Table 1. Profit increase for some of the world's largest fertiliser corporations


       Company  Profits 2007 (US$ million)
      Increase from 2006
       (%)

       Potash Corp (Canada)
      1,100
      72%

       Yara (Norway)
      1,116
      44%

       Sinochem (China)
      1,100
      95%

       Mosaic (US)
      708
      141%

       ICL (Israel)
      535
      43%

       K + S (Germany)
      420
      2.8%


Source: Compiled from corporate reports

While big money is being made from fertilisers, it is just a sideline for
Cargill. Its biggest profits come from global trading in agricultural
commodities, which, together with a few other big traders, it pretty much
monopolises. On 14 April 2008, Cargill announced that its profits from commodity
trading for the first quarter of 2008 were 86% higher than the same period in
2007. "Demand for food in developing economies and for energy worldwide is
boosting demand for agricultural goods, at the same time that investment monies
have streamed into commodity markets," said Greg Page, Cargill's chairman and
chief executive officer. "Prices are setting new highs and markets are
extraordinarily volatile. In this environment, Cargill's team has done an
exceptional job measuring and assessing price risk, and managing the large
volume of grains, oilseeds and other commodities moving through our supply
chains for customers globally."[16]

Table 2. Profit increase for some of the world's largest grain traders


       Company  Profits 2007 (US$ million)
      Increase from 2006 (%)

       Cargill (US)
      2,340
      36%

       ADM (US)
      2,200
      67%

       ConAgra (US)
      764
      30%

       Bunge (US)
      738
      49%

       Noble Group (Singapore)
      258
      92%

       Marubeni (Japan)
      90*
      43%*


Source: Compiled from corporate reports
*Data is for Marubeni's Agri-Marine division only.
Absent from this list is Louis Dreyfus (France), a private agricultural
commodities trader with annual sales in excess of US$22 billion, which does not
report its profits.

Managing and assessing are not so difficult for a company like Cargill, with its
near monopoly position and a global team of analysts the size of a UN agency.
Indeed, all of the big grain traders are making record profits. Bunge, another
big food trader, saw its profits of the last fiscal quarter of 2007 increase by
US$245 million, or 77%, compared with the same period of the previous year. The
2007 profits registered by ADM, the second largest grain trader in the world,
rose by 65% to a record US$2.2 billion. Thailand's Charoen Pokphand Foods, a
major player in Asia, is forecasting revenue growth of 237% this year.

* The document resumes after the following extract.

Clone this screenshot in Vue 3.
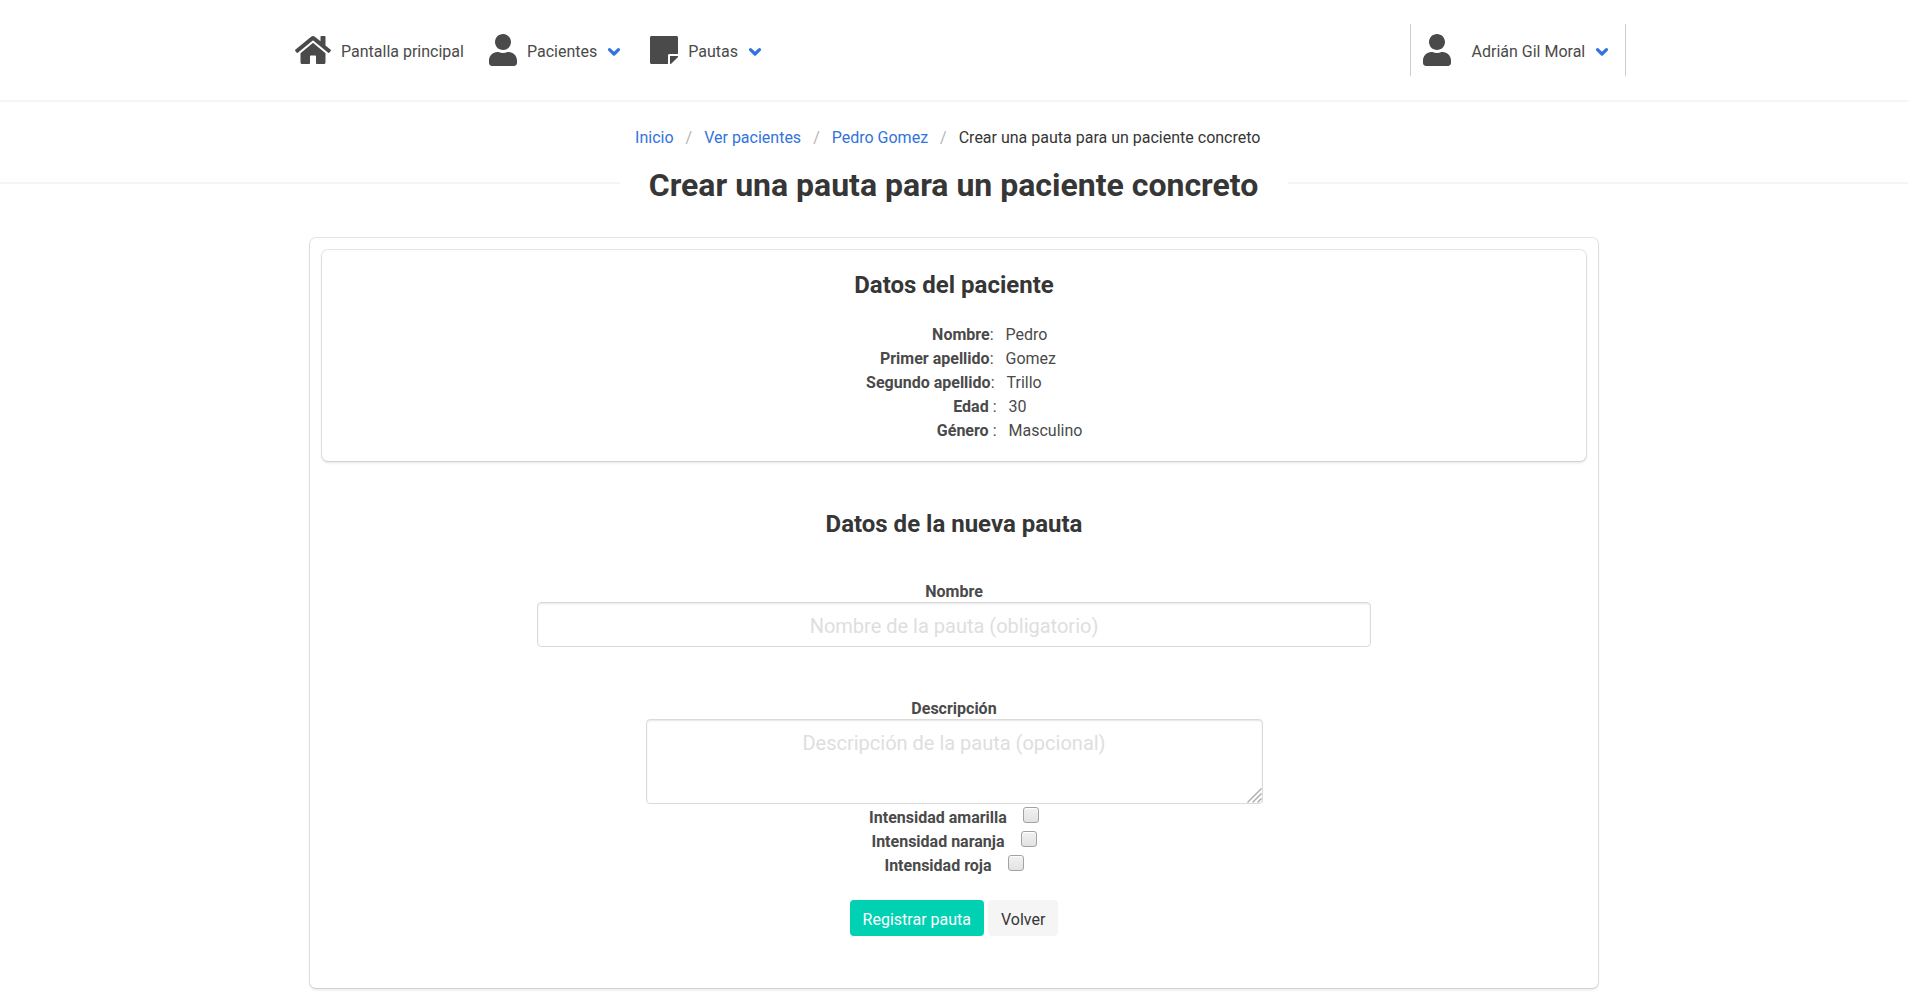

The world's big food processors, some of which are commodity traders themselves,
are also cashing in. Nestlé's global sales grew 7% last year. "We saw this
coming, so we hedged by forward-buying raw materials", says François-Xavier
Perroud, Nestlé's spokesman.[17] Margins are up at Unilever, too. "Commodity
pressures have increased sharply, but we have successfully offset these through
timely pricing action and continued delivery from our savings programmes", says
Patrick Cescau, Group CEO of Unilever. "We will not sacrifice our margins and
market share."[18] The food corporations don't seem to be making these profits
off the back of the retailers. UK supermarket Tesco reports profits up 12.3%
from last year, a record rise. Other major retailers, such as France's Carrefour
and the US's Wal-Mart, say that food sales are the main factor sustaining their
profit increases.[19] Wal-Mart's Mexican division, Wal-Mex, which handles a
third of overall food sales in Mexico, reported an 11% increase in profits for
the first quarter of 2008. (At the same time Mexicans are demonstrating in the
streets because they can no longer afford to make tortillas.[20])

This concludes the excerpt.